▶ **The task**: Gather all lines with the word "React" in them.

▶ **Given data**:
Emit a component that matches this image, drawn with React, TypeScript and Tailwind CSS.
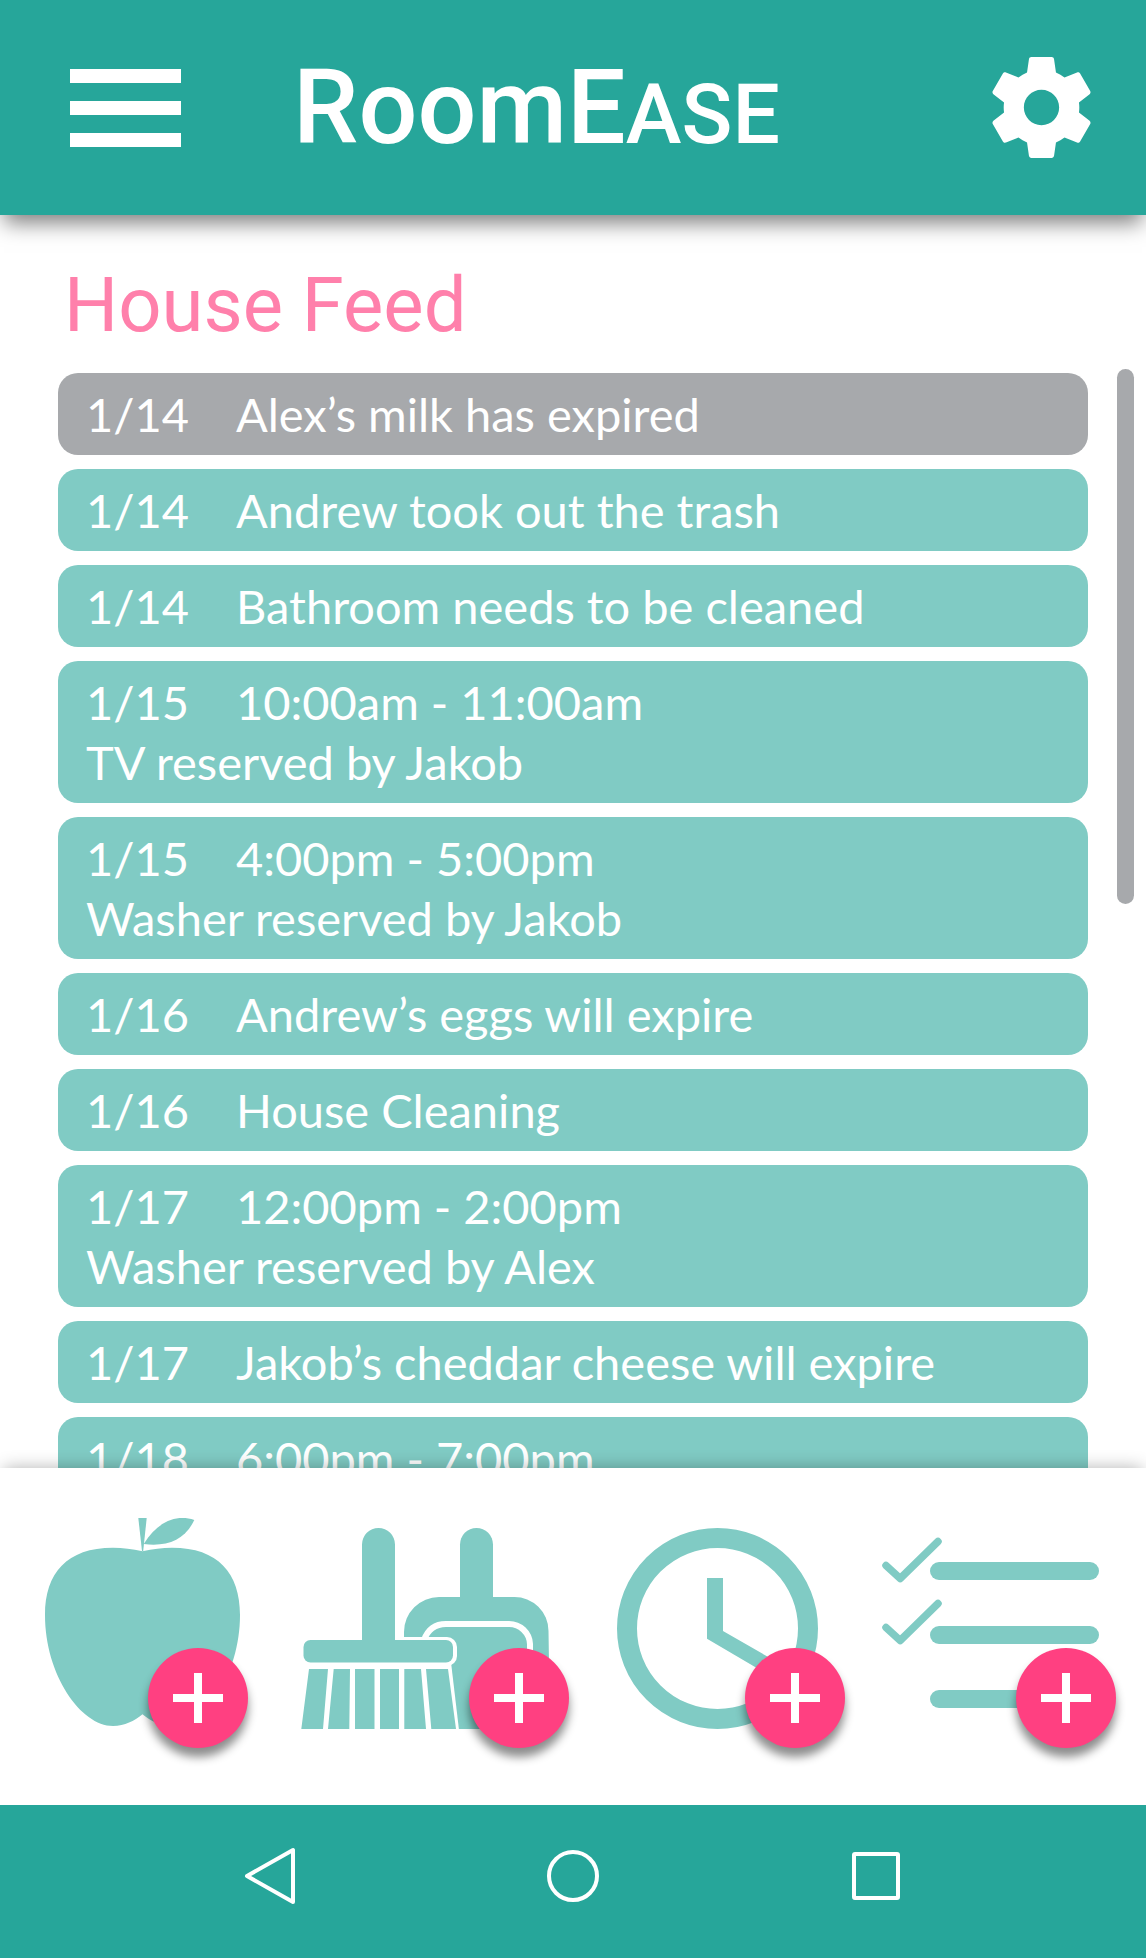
import React from "react";

type FeedEntry = { date: string; text: string; detail?: string; past?: boolean };

const entries: FeedEntry[] = [
  { date: "1/14", text: "Alex’s milk has expired", past: true },
  { date: "1/14", text: "Andrew took out the trash" },
  { date: "1/14", text: "Bathroom needs to be cleaned" },
  { date: "1/15", text: "10:00am - 11:00am", detail: "TV reserved by Jakob" },
  { date: "1/15", text: "4:00pm - 5:00pm", detail: "Washer reserved by Jakob" },
  { date: "1/16", text: "Andrew’s eggs will expire" },
  { date: "1/16", text: "House Cleaning" },
  { date: "1/17", text: "12:00pm - 2:00pm", detail: "Washer reserved by Alex" },
  { date: "1/17", text: "Jakob’s cheddar cheese will expire" },
  { date: "1/18", text: "6:00pm - 7:00pm", detail: "TV reserved by Andrew" },
];

function GearIcon() {
  return (
    <svg viewBox="0 0 24 24" className="size-[121px]" fill="currentColor" aria-hidden="true">
      <path d="M19.43 12.98c.04-.32.07-.64.07-.98s-.03-.66-.07-.98l2.11-1.65c.19-.15.24-.42.12-.64l-2-3.46c-.12-.22-.39-.3-.61-.22l-2.49 1c-.52-.4-1.08-.73-1.69-.98l-.38-2.65C14.46 2.18 14.25 2 14 2h-4c-.25 0-.46.18-.49.42l-.38 2.65c-.61.25-1.17.59-1.69.98l-2.49-1c-.23-.09-.49 0-.61.22l-2 3.46c-.13.22-.07.49.12.64l2.11 1.65c-.04.32-.07.65-.07.98s.03.66.07.98l-2.11 1.65c-.19.15-.24.42-.12.64l2 3.46c.12.22.39.3.61.22l2.49-1c.52.4 1.08.73 1.69.98l.38 2.65c.03.24.24.42.49.42h4c.25 0 .46-.18.49-.42l.38-2.65c.61-.25 1.17-.59 1.69-.98l2.49 1c.23.09.49 0 .61-.22l2-3.46c.12-.22.07-.49-.12-.64l-2.11-1.65zM12 15.5c-1.93 0-3.5-1.57-3.5-3.5s1.57-3.5 3.5-3.5 3.5 1.57 3.5 3.5-1.57 3.5-3.5 3.5z" />
    </svg>
  );
}

function AppleIcon() {
  return (
    <svg viewBox="0 0 219 230" className="h-[230px] w-[219px]" fill="currentColor" aria-hidden="true">
      <path d="M93.300 0h8.400L98.200 33h-1.200z" />
      <path d="M98.700 26C112 4 131 -4 149.300 2C140 22 122 29 98.700 26z" />
      <path d="M97.500 33.300C87 31 78 29.700 68 29.700C22 29.700 0 55 0 97C0 157 36 208 68 208C80 208 89 203 97.500 196.300C106 203 115 208 127 208C159 208 195 157 195 97C195 55 173 29.700 127 29.700C117 29.700 108 31 97.500 33.300z" />
    </svg>
  );
}

function BroomIcon() {
  return (
    <svg viewBox="0 -10 279 230" className="h-[230px] w-[279px]" fill="currentColor" aria-hidden="true">
      <path d="M159 80V16.500a16.500 16.500 0 0 1 33 0V80z" />
      <path d="M103 201V104a35 35 0 0 1 35-35h75a34 34 0 0 1 34.500 34L249 201z" />
      <path d="M123 112C127 101 134 96 145 96h63a21 21 0 0 1 21 20v12" fill="none" stroke="white" strokeWidth="6" />
      <rect x="-1" y="109" width="157" height="29" rx="10" fill="white" />
      <path d="M0 130H149.500L158 202H0z" fill="white" />
      <path d="M61 116V16.500a16.500 16.500 0 0 1 33 0V116z" />
      <rect x="2.500" y="112" width="149.500" height="22.500" rx="7" />
      <path d="M8 141h19L22 201H.3zM32.700 141H49L48.300 201H27zM54 141h19.500V201H54zM79 141h19V201H79zM103.300 141H120L125 201H103.300zM125 141h22L155 201H130.300z" />
    </svg>
  );
}

function ClockIcon() {
  return (
    <svg viewBox="0 -10 228 230" className="h-[230px] w-[228px]" fill="currentColor" aria-hidden="true">
      <circle cx="100.500" cy="100.500" r="90.500" fill="none" stroke="currentColor" strokeWidth="20" />
      <path d="M90 50h16v53l54 31l-10 12L90 110.700z" />
    </svg>
  );
}

function ChecklistIcon() {
  return (
    <svg viewBox="0 -10 235 230" className="h-[230px] w-[235px]" fill="currentColor" aria-hidden="true">
      <rect x="48" y="34" width="169" height="18" rx="9" />
      <rect x="48" y="98" width="169" height="18" rx="9" />
      <rect x="48" y="162" width="169" height="18" rx="9" />
      <g fill="none" stroke="currentColor" strokeWidth="7.500" strokeLinecap="round" strokeLinejoin="round">
        <path d="M4 37.500L18.200 50.500L56 13.500" />
        <path d="M4 99.500L18.200 112.500L56 75.500" />
      </g>
    </svg>
  );
}

const actions = [
  { name: "food", Icon: AppleIcon, place: "left-[103px]" },
  { name: "cleaning", Icon: BroomIcon, place: "left-[168px]" },
  { name: "reservation", Icon: ClockIcon, place: "left-[128px]" },
  { name: "task", Icon: ChecklistIcon, place: "left-[134px]" },
];

export default function App() {
  return (
    <div className="flex h-screen flex-col overflow-hidden bg-white font-['Lato','Open_Sans',sans-serif]">
      <header className="relative z-10 flex h-[215px] shrink-0 items-center bg-[#26a69a] pr-11 pl-[70px] text-white shadow-[0_12px_20px_-4px_rgba(0,0,0,0.5)]">
        <button type="button" aria-label="Open menu" className="flex w-[111px] flex-col gap-[18px]">
          <span className="h-[14px] bg-white" />
          <span className="h-[14px] bg-white" />
          <span className="h-[14px] bg-white" />
        </button>
        <h1 className="ml-[112px] font-['Roboto',sans-serif] text-[104px] leading-none font-medium">
          RoomE<span className="text-[84px] uppercase">ase</span>
        </h1>
        <button type="button" aria-label="Settings" className="ml-auto">
          <GearIcon />
        </button>
      </header>

      <main className="flex min-h-0 flex-1 flex-col">
        <h2 className="shrink-0 pt-10 pb-[14px] pl-[64px] font-['Roboto',sans-serif] text-[76px] leading-[100px] text-[#ff80ab]">
          House Feed
        </h2>
        <div className="flex min-h-0 flex-1 pr-3 pl-[58px]">
          <ul className="flex flex-1 flex-col gap-[14px] pt-1 text-[47px] leading-[60px] text-white">
            {entries.map((entry, index) => (
              <li
                key={index}
                className={`shrink-0 rounded-[20px] px-7 py-[11px] ${entry.past ? "bg-[#a7a9ac]" : "bg-[#80cbc4]"}`}
              >
                <div className="flex">
                  <span className="w-[150px]">{entry.date}</span>
                  <span>{entry.text}</span>
                </div>
                {entry.detail && <p>{entry.detail}</p>}
              </li>
            ))}
          </ul>
          <div className="ml-[29px] h-[535px] w-[17px] rounded-full bg-[#a7a9ac]" aria-hidden="true" />
        </div>
      </main>

      <section
        aria-label="Quick add"
        className="relative z-10 flex shrink-0 justify-between bg-white pt-[50px] pr-[29px] pb-[57px] pl-[45px] shadow-[0_-4px_16px_-4px_rgba(0,0,0,0.3)]"
      >
        {actions.map(({ name, Icon, place }) => (
          <div key={name} className="relative">
            <button type="button" aria-label={`Show ${name}`} className="block text-[#80cbc4]">
              <Icon />
            </button>
            <button
              type="button"
              aria-label={`Add ${name}`}
              className={`absolute bottom-0 flex size-[100px] items-center justify-center rounded-full bg-[#ff4081] text-white shadow-[0_9px_10px_rgba(0,0,0,0.45)] ${place}`}
            >
              <svg viewBox="0 0 50 50" className="size-[50px]" fill="currentColor" aria-hidden="true">
                <path d="M21 0h8v21h21v8H29v21h-8V29H0v-8h21z" />
              </svg>
            </button>
          </div>
        ))}
      </section>

      <nav
        aria-label="System"
        className="relative z-10 flex h-[153px] shrink-0 items-center justify-between bg-[#26a69a] px-[240px] pb-[11px] text-white"
      >
        <button type="button" aria-label="Back">
          <svg viewBox="0 0 60 60" className="size-[60px]" fill="none" stroke="currentColor" strokeWidth="4" strokeLinejoin="round" aria-hidden="true">
            <path d="M7 30L53 4V56z" />
          </svg>
        </button>
        <button type="button" aria-label="Home">
          <svg viewBox="0 0 60 60" className="size-[60px]" fill="none" stroke="currentColor" strokeWidth="4" aria-hidden="true">
            <circle cx="30" cy="30" r="24" />
          </svg>
        </button>
        <button type="button" aria-label="Recent apps">
          <svg viewBox="0 0 60 60" className="size-[60px]" fill="none" stroke="currentColor" strokeWidth="4" strokeLinejoin="round" aria-hidden="true">
            <rect x="8" y="8" width="44" height="44" rx="1" />
          </svg>
        </button>
      </nav>
    </div>
  );
}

▶ **Expected answer**:
Emit a component that matches this image, drawn with React, TypeScript and Tailwind CSS.
import React from "react";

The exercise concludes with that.